>> START Given data

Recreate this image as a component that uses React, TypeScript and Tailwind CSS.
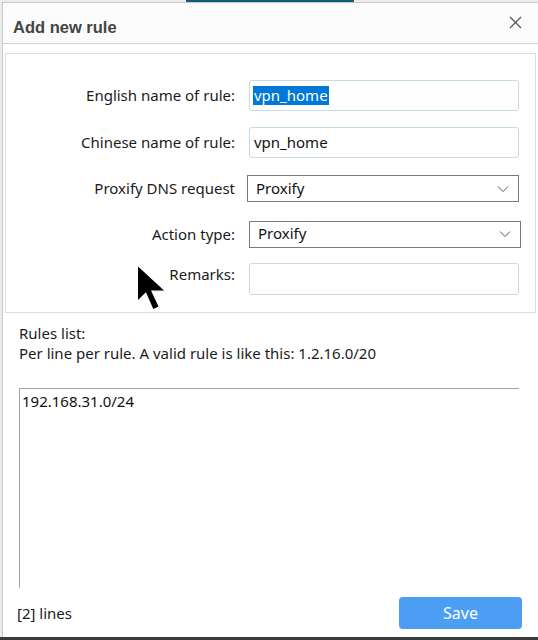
import React from 'react';

const font = { fontFamily: '"Noto Sans", "Open Sans", sans-serif' };

function Chevron() {
  return (
    <svg width="12" height="8" viewBox="0 0 12 8" className="text-[#555]">
      <path d="M1 1.5 L6 6.5 L11 1.5" fill="none" stroke="currentColor" strokeWidth="1" />
    </svg>
  );
}

function Cursor() {
  return (
    <svg width="32" height="48" viewBox="0 0 30 46" className="absolute left-[136px] top-[264px]">
      <path d="M1 1 L1 36 L9 28 L16 44 L22 41 L15 26 L28 26 Z" fill="#000" stroke="#fff" strokeWidth="1.2" />
    </svg>
  );
}

function Label({ children }: { children: React.ReactNode }) {
  return <div className="w-[229px] text-right text-[15px] text-[#1b1b1b]">{children}</div>;
}

export default function App() {
  return (
    <div className="relative w-[538px] h-[640px] overflow-hidden bg-[#ececec]" style={font}>
      {/* strip behind dialog */}
      <div className="h-[2px] flex">
        <div className="w-[186px]" />
        <div className="w-[168px] bg-[#0f5f6e]" />
      </div>

      <div className="ml-[2px] h-[635px] bg-white border-t border-l border-[#c9c9c9] flex flex-col">
        <div className="h-[41px] flex items-center justify-between pl-[10px] pr-[16px] bg-[#fbfbfb] border-b border-[#d4d4d4]">
          <span
            className="text-[16.5px] font-bold text-[#444] pt-[9px]"
            style={{ fontFamily: '"Liberation Sans", Arial, sans-serif' }}
          >
            Add new rule
          </span>
          <svg width="13" height="13" viewBox="0 0 13 13" className="mt-[-1px]">
            <path d="M1 1 L12 12 M12 1 L1 12" stroke="#555" strokeWidth="1.2" />
          </svg>
        </div>

        <div className="mt-[9px] ml-[2px] mr-[2px] border border-[#dcdcdc] pt-[26px] pb-[17px] flex flex-col">
          <div className="flex items-center h-[31px]">
            <Label>English name of rule:</Label>
            <div className="ml-[14px] w-[270px] h-[31px] border border-[#c6d9e6] rounded-[3px] flex items-center pl-[3px] text-[15px]">
              <span className="bg-[#0078d7] text-white px-[1px] leading-[19px]">vpn_home</span>
            </div>
          </div>
          <div className="flex items-center h-[31px] mt-[16px]">
            <Label>Chinese name of rule:</Label>
            <div className="ml-[14px] w-[270px] h-[31px] border border-[#c6d9e6] rounded-[3px] flex items-center pl-[4px] text-[15px] text-[#111]">
              vpn_home
            </div>
          </div>
          <div className="flex items-center h-[27px] mt-[17px]">
            <Label>Proxify DNS request</Label>
            <div className="ml-[12px] w-[272px] h-[27px] border border-[#7a7a7a] flex items-center justify-between pl-[8px] pr-[9px] text-[15px] text-[#111]">
              <span>Proxify</span>
              <Chevron />
            </div>
          </div>
          <div className="flex items-center h-[26px] mt-[19px]">
            <Label>Action type:</Label>
            <div className="ml-[14px] w-[272px] h-[27px] border border-[#7a7a7a] flex items-center justify-between pl-[8px] pr-[9px] text-[15px] text-[#111]">
              <span className="mt-[-2px]">Proxify</span>
              <Chevron />
            </div>
          </div>
          <div className="flex items-center h-[32px] mt-[16px]">
            <Label>
              <span className="relative top-[-5px]">Remarks:</span>
            </Label>
            <div className="ml-[14px] w-[270px] h-[32px] border border-[#c6d9e6] rounded-[3px]" />
          </div>
        </div>

        <div className="pl-[16px] pt-[10px] text-[15px] text-[#1b1b1b] leading-[20px]">
          <div>Rules list:</div>
          <div>Per line per rule. A valid rule is like this: 1.2.16.0/20</div>
        </div>

        <div className="ml-[16px] mt-[25px] w-[500px] h-[200px] border-t border-l border-[#a3a3a3] pl-[2px] pt-[1px] text-[15px] text-[#111]">
          192.168.31.0/24
        </div>

        <div className="flex items-center justify-between pl-[14px] pr-[16px] mt-[9px]">
          <span className="text-[15px] text-[#1b1b1b]">[2] lines</span>
          <button className="w-[123px] h-[32px] rounded-[4px] bg-[#4b9ef4] text-white text-[16px]">Save</button>
        </div>
      </div>

      <div className="absolute left-0 right-0 bottom-0 h-[3px] bg-[#3a3a3a]" />
      <Cursor />
    </div>
  );
}
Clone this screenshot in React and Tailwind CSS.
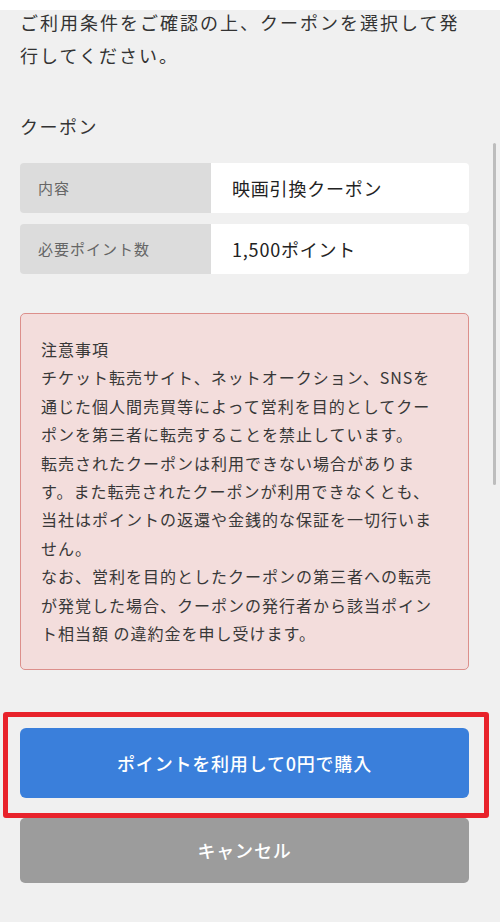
const font = { fontFamily: '"Noto Sans CJK JP", "Noto Sans", sans-serif' };

const noticeLines = [
  "注意事項",
  "チケット転売サイト、ネットオークション、SNSを",
  "通じた個人間売買等によって営利を目的としてクー",
  "ポンを第三者に転売することを禁止しています。",
  "転売されたクーポンは利用できない場合がありま",
  "す。また転売されたクーポンが利用できなくとも、",
  "当社はポイントの返還や金銭的な保証を一切行いま",
  "せん。",
  "なお、営利を目的としたクーポンの第三者への転売",
  "が発覚した場合、クーポンの発行者から該当ポイン",
  "ト相当額 の違約金を申し受けます。",
];

const rows = [
  { label: "内容", value: "映画引換クーポン" },
  { label: "必要ポイント数", value: "1,500ポイント" },
];

export default function App() {
  return (
    <div
      className="relative w-[500px] h-[922px] overflow-hidden bg-[#f0f0f0] text-[#333]"
      style={font}
    >
      {/* header edge */}
      <div className="absolute top-0 left-0 right-0 h-[10px] bg-white" />

      {/* scrollbar */}
      <div className="absolute left-[493px] top-[143px] w-[3px] h-[342px] rounded-full bg-[#bdbdbd]" />

      <div className="pl-[20px] pr-[31px] pt-[6px]">
        <p className="text-[18px] leading-[33px] tracking-[2px] text-[#333]">
          ご利用条件をご確認の上、クーポンを選択して発行してください。
        </p>

        <h2 className="mt-[40px] text-[18px] leading-[28px] tracking-[1.5px] text-[#333]">
          クーポン
        </h2>

        {/* coupon table */}
        <div className="mt-[23px] flex flex-col gap-[11px]">
          {rows.map((r) => (
            <div key={r.label} className="flex h-[50px] rounded-[4px] overflow-hidden">
              <div className="w-[191px] flex items-center pl-[18px] bg-[#dcdcdc] text-[15px] tracking-[1px] text-[#666]">
                {r.label}
              </div>
              <div className="flex-1 flex items-center pl-[21px] bg-white text-[18px] tracking-[0.8px] text-[#222]">
                {r.value}
              </div>
            </div>
          ))}
        </div>

        {/* notice */}
        <div className="mt-[39px] rounded-[5px] border border-[#dc8f8b] bg-[#f3dddc] px-[20px] pt-[21px] pb-[22px]">
          {noticeLines.map((line, i) => (
            <div
              key={i}
              className="whitespace-nowrap text-[16px] leading-[28.4px] tracking-[1px] text-[#383838]"
            >
              {line}
            </div>
          ))}
        </div>

        {/* purchase */}
        <div className="relative mt-[58px]">
          <button className="w-full h-[70px] rounded-[6px] bg-[#3a7fdb] text-white text-[18px] font-medium tracking-[0.8px]">
            ポイントを利用して0円で購入
          </button>
          <div className="absolute -top-[16px] -left-[17px] -right-[20px] -bottom-[20px] rounded-[3px] border-[5px] border-[#e8222b]" />
        </div>

        <button className="mt-[20px] w-full h-[65px] rounded-[5px] bg-[#9c9c9c] text-white text-[18px] font-medium tracking-[0.8px]">
          キャンセル
        </button>
      </div>
    </div>
  );
}
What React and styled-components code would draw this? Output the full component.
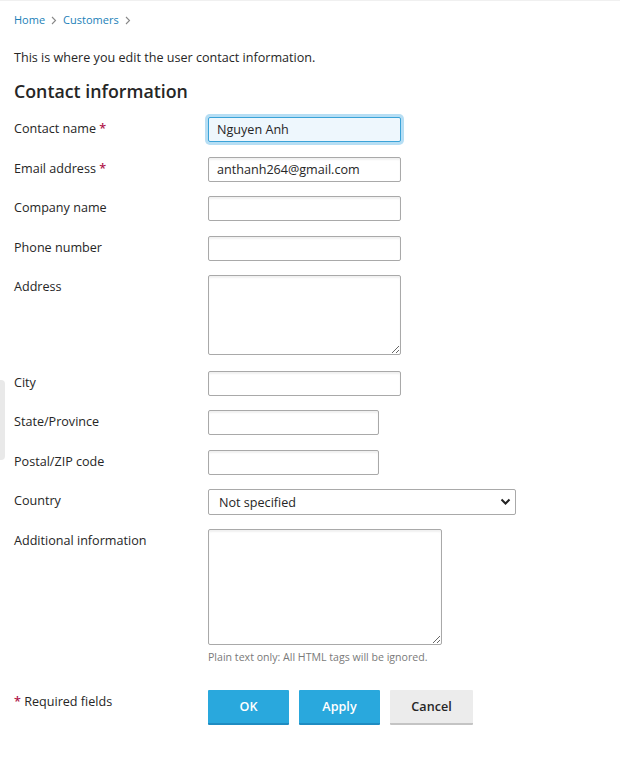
import React from "react";
import styled, { createGlobalStyle } from "styled-components";

// edit page for a customer's contact details
const GlobalStyle = createGlobalStyle`
  body {
    margin: 0;
    background: #fff;
    font-family: "Open Sans", "Noto Sans", sans-serif;
    color: #262626;
  }
`;

const Chevron = () => (
  <svg width="6" height="9" viewBox="0 0 6 9">
    <path d="M1 1l3.5 3.5L1 8" fill="none" stroke="#888" strokeWidth="1.1" />
  </svg>
);

const fields = [
  { label: "Contact name", required: true, value: "Nguyen Anh", focused: true },
  { label: "Email address", required: true, value: "anthanh264@gmail.com" },
  { label: "Company name" },
  { label: "Phone number" },
  { label: "Address", area: true, height: 80 },
  { label: "City" },
  { label: "State/Province", width: 171 },
  { label: "Postal/ZIP code", width: 171 },
];

const App = () => {
  return (
    <>
      <GlobalStyle />
      <Page>
        <SideTab />
        <Crumbs>
          <Crumb>Home</Crumb>
          <Chevron />
          <Crumb>Customers</Crumb>
          <Chevron />
        </Crumbs>
        <Intro>This is where you edit the user contact information.</Intro>
        <Heading>Contact information</Heading>
        <Form>
          {fields.map((f) => (
            <Row key={f.label} $gap={f.area ? 15.5 : 14.5}>
              <Label>
                {f.label}
                {f.required && <Star> *</Star>}
              </Label>
              {f.area ? (
                <Area $w={193} $h={f.height} />
              ) : (
                <Input
                  $w={f.width || 193}
                  $focused={f.focused}
                  defaultValue={f.value || ""}
                />
              )}
            </Row>
          ))}
          <Row $gap={14}>
            <Label>Country</Label>
            <SelectWrap>
              <Select defaultValue="none">
                <option value="none">Not specified</option>
              </Select>
              <SelectArrow width="11" height="8" viewBox="0 0 11 8">
                <path d="M1.5 1.5l4 4 4-4" fill="none" stroke="#222" strokeWidth="2" />
              </SelectArrow>
            </SelectWrap>
          </Row>
          <Row $gap={25}>
            <Label>Additional information</Label>
            <div>
              <Area $w={234} $h={116} />
              <Hint>Plain text only: All HTML tags will be ignored.</Hint>
            </div>
          </Row>
          <Row $gap={0}>
            <Label>
              <Star>*</Star> Required fields
            </Label>
            <Buttons>
              <Button $primary>OK</Button>
              <Button $primary>Apply</Button>
              <Button>Cancel</Button>
            </Buttons>
          </Row>
        </Form>
      </Page>
    </>
  );
};

const Page = styled.div`
  position: relative;
  border-top: 1px solid #f0f0f0;
  padding: 11px 14px 40px;
  min-height: 720px;
`;

const SideTab = styled.div`
  position: absolute;
  left: 0;
  top: 379px;
  width: 5px;
  height: 80px;
  background: #e9e9e9;
  border-radius: 0 4px 4px 0;
`;

const Crumbs = styled.div`
  display: flex;
  align-items: center;
  gap: 6px;
  font-size: 11px;
  line-height: 16px;
`;

const Crumb = styled.span`
  color: #1b7fb8;
  cursor: pointer;
`;

const Intro = styled.p`
  margin: 21px 0 0;
  font-size: 12.6px;
  line-height: 18px;
`;

const Heading = styled.h2`
  margin: 11px 0 0;
  font-size: 17.8px;
  line-height: 26px;
  font-weight: 600;
`;

const Form = styled.div`
  margin-top: 13px;
`;

const Row = styled.div`
  display: grid;
  grid-template-columns: 194px auto;
  align-items: start;
  margin-bottom: ${(p) => p.$gap}px;
`;

const Label = styled.div`
  font-size: 12.6px;
  line-height: 18px;
  padding-top: 3px;
`;

const Star = styled.span`
  color: #b0174b;
  font-weight: 600;
`;

const fieldBase = `
  box-sizing: border-box;
  border: 1px solid #a9a9a9;
  border-radius: 2px;
  box-shadow: inset 0 2px 2px rgba(0, 0, 0, 0.06);
  font-family: "Open Sans", "Noto Sans", sans-serif;
  font-size: 12.6px;
  color: #262626;
  background: #fff;
  outline: none;
`;

const Input = styled.input`
  ${fieldBase}
  display: block;
  width: ${(p) => p.$w}px;
  height: 25px;
  padding: 0 8px;
  ${(p) =>
    p.$focused &&
    `
    border-color: #3ba3d8;
    background: #eef7fd;
    box-shadow: 0 0 0 3px #b6def4;
  `}
`;

const Area = styled.textarea`
  ${fieldBase}
  display: block;
  width: ${(p) => p.$w}px;
  height: ${(p) => p.$h}px;
  padding: 4px 8px;
  resize: both;
`;

const SelectWrap = styled.div`
  position: relative;
  width: 308px;
`;

const Select = styled.select`
  ${fieldBase}
  appearance: none;
  display: block;
  width: 100%;
  height: 26px;
  padding: 0 10px;
  box-shadow: none;
`;

const SelectArrow = styled.svg`
  position: absolute;
  right: 5px;
  top: 9px;
  pointer-events: none;
`;

const Hint = styled.div`
  margin-top: 5px;
  font-size: 10.6px;
  line-height: 15px;
  color: #7a7a7a;
`;

const Buttons = styled.div`
  display: flex;
  gap: 10px;
`;

const Button = styled.button`
  box-sizing: border-box;
  width: ${(p) => (p.$primary ? 81 : 83)}px;
  height: 35px;
  border: none;
  border-radius: 1px;
  border-bottom: 2px solid ${(p) => (p.$primary ? "#1f8cc2" : "#c4c4c4")};
  background: ${(p) => (p.$primary ? "#29a8dd" : "#ececec")};
  color: ${(p) => (p.$primary ? "#fff" : "#262626")};
  font-family: "Open Sans", "Noto Sans", sans-serif;
  font-size: 12.6px;
  font-weight: 600;
  cursor: pointer;
`;

export default App;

>> END Given data

**Task requirements**
Pull out every line in the material above where "components" occurs.

**Full response**
What React and styled-components code would draw this? Output the full component.
import styled, { createGlobalStyle } from "styled-components";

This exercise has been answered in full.